Il y a les frais relevant de l’utilisation obligatoire du four et du moulin locaux, il y a des amendes et des « cadeaux », il y a le travail obligatoire pour différentes activités concernant la vie locale (entretien des routes, nettoyage des fosses, etc.).
Le paysan est donc écrasé par le seigneur qui s’approprie une partie du fruit de son travail, à la fois directement mais également indirectement en raison des services rendus de manière obligatoire.
Le paysan est exploité par la rente et la corvée.
Pourquoi accepte-t-il cela ?
Naturellement, il n’a pas de regard extérieur sur les choses, mais il sent bien qu’il est exploité, opprimé ; il lui arrive par ailleurs de se révolter, dans un cadre de masse.
Cependant, les conditions de vie sont difficiles et le paysan dispose face à lui d’un cadre organisé qu’il apprécie. Il est lié à la terre, qui permet de survivre et même, au fur et à mesure, de vivre de manière un peu meilleure.
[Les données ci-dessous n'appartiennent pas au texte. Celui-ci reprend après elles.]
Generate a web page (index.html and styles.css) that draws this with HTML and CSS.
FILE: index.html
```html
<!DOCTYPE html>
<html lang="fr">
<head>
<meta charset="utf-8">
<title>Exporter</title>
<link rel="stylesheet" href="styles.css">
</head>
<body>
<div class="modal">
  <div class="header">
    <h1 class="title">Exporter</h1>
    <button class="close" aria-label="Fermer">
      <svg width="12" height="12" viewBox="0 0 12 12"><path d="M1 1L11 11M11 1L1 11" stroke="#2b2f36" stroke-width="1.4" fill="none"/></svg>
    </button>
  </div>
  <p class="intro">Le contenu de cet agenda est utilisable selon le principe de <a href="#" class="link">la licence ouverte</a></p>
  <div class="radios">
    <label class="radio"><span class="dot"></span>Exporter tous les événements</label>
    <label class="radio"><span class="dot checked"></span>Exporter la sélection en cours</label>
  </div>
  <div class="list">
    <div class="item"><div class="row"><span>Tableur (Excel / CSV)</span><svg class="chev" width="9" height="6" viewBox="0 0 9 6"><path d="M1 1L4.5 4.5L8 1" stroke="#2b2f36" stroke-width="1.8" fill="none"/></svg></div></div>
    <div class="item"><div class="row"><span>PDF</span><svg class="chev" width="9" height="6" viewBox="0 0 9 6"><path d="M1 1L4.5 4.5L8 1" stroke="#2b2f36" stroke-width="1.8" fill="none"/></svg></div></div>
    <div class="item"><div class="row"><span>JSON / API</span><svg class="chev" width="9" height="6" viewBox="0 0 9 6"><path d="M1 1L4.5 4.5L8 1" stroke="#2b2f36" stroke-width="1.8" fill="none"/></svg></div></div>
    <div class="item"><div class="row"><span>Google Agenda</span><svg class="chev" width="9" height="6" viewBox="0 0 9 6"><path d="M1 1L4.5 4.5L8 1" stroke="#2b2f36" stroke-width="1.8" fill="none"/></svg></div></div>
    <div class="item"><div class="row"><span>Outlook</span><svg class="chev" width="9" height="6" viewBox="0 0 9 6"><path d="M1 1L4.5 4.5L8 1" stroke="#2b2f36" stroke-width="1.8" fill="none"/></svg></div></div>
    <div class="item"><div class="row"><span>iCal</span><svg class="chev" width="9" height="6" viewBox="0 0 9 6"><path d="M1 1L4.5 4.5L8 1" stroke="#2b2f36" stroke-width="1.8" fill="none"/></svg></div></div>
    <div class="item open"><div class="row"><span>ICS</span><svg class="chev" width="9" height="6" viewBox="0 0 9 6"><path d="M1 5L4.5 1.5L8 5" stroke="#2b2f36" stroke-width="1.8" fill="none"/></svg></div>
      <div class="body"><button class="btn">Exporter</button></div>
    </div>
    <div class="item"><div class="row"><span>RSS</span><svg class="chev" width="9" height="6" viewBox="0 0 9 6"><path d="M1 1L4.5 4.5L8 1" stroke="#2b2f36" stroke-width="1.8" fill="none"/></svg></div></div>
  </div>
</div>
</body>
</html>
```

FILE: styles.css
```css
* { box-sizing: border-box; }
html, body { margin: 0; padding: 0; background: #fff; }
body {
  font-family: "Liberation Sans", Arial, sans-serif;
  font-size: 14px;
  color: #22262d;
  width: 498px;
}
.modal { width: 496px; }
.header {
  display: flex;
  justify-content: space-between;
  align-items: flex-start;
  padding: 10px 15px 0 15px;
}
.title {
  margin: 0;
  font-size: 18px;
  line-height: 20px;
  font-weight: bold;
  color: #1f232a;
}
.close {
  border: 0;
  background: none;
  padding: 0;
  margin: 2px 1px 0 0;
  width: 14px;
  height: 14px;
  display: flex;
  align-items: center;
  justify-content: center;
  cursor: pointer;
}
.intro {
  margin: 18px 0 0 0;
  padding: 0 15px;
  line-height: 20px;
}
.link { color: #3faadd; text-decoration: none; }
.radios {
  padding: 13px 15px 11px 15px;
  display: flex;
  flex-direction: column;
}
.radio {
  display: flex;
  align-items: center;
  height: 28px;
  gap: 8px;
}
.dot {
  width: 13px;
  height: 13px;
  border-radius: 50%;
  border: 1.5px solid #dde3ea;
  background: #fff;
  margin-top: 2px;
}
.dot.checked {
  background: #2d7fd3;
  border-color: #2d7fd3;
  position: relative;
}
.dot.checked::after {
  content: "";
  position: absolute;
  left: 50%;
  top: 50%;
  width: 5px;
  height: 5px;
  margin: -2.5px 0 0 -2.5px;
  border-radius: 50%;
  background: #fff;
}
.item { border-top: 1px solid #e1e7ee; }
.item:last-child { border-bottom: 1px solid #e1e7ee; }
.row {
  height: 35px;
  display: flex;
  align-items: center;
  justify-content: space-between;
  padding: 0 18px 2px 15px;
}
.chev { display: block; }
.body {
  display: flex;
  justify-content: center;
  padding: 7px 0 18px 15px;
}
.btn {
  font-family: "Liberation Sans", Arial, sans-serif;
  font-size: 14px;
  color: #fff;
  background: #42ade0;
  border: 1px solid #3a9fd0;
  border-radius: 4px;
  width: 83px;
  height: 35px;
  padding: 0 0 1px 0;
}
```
Il sait aussi qu’il ne peut pas devenir esclave, car les institutions sont fortes, appuyées par sa propre exploitation, et que la religion (ici chrétienne) est la garantie qu’un retour en arrière n’est pas possible.
Autrement dit, le paysan est perdant, il participe à sa propre perdition, mais cela lui assure une certaine sécurité.
C’est également ce qui lui fait accepter les impôts relevant de l’État central et la taxe d’une partie de son travail qui revient aux institutions religieuses (la fameuse « dîme » en France, à hauteur de 10 % de la récolte).
Face au seigneur, l’État central et l’Église peuvent d’ailleurs être des alliés. On retrouve le principe de l’équilibre des forces, des rapports de dépendance permettant une certaine situation, le tout dans le contexte d’une humanité très arriérée.
Le seigneur, l’État féodal, la religion : voilà ce que permet l’exploitation du paysan, paysan qui en retour profite de cette exploitation dans la mesure où, au moins, il n’est pas esclave, tout en étant relié à la terre qui permet d’assurer les moyens de subsistance.

On peut même voir que le paysan va profiter du système, dans ses marges tout d’abord, puis de plus en plus.
Pourquoi cela ? C’est qu’historiquement, dès que c’est possible, il y a une autonomie toujours plus grande confiée aux paysans.
C’est vrai pour la France autour du 10e – 11e siècles, qui forment un tournant. Les seigneurs abandonnent toujours plus leur rôle de gestionnaire ordonnant aux paysans ce qu’il faut faire, ils cessent une surveillance directe.
La production a atteint un tel niveau qu’il est plus intéressant pour le seigneur de laisser faire avec une relative autonomie et de s’approprier une partie d’une production devenant, lentement mais sûrement, toujours plus grande.
Le seigneur continue alors d’être un rentier, mais on ne lui rend plus service directement, ou de moins en moins. Il cesse d’être un propriétaire foncier gérant ses affaires, pour devenir un grand propriétaire parasitaire.
Cela amène un système, lorsque le féodalisme est suffisamment développé, où en France le paysan devient un locataire d’une terre qu’il peut vendre ou transmettre par héritage, naturellement en fournissant en même temps les obligations par rapport au seigneur, le véritable propriétaire.

Mais il existe de multiples autres variantes : un bail de 1, 2 ou 9 ans, notamment. La seule règle à l’arrière-plan, c’est l’augmentation pour le seigneur de ce qu’il s’approprie sur le dos des paysans. Pour le reste, les possibilités d’organisation sont assez vastes.
Cela pose toutefois un paradoxe historique. En effet, le paysan va gagner en autonomie dans son travail, et lui-même a redémarré un processus clanique : il s’est marié entre cousins, le noyau familial agrandi acquière une importance plus grande en taille et en richesses.
Il se produit par conséquent une contradiction au seigneur, qui lui est dépendant du paysan, et même de plus en plus puisqu’il abandonne au fur et à mesure une gestion voire une surveillance de la production.
On passe d’un parasitisme immédiat à un parasitisme indirect, dont le point culminant, c’est bien entendu la Cour de Versailles, avec les plus grands seigneurs devenus des aristocrates maniérés vivant bien loin des paysans qu’ils exploitent.
Ces paysans ont parfois réussi à s’enrichir, dans d’autres cas, ils se sont terriblement appauvris ; dans tous les cas, les seigneurs locaux se sont transformés en aristocrates relativement lointains, urbanisés. Une telle cassure provoque la révolution.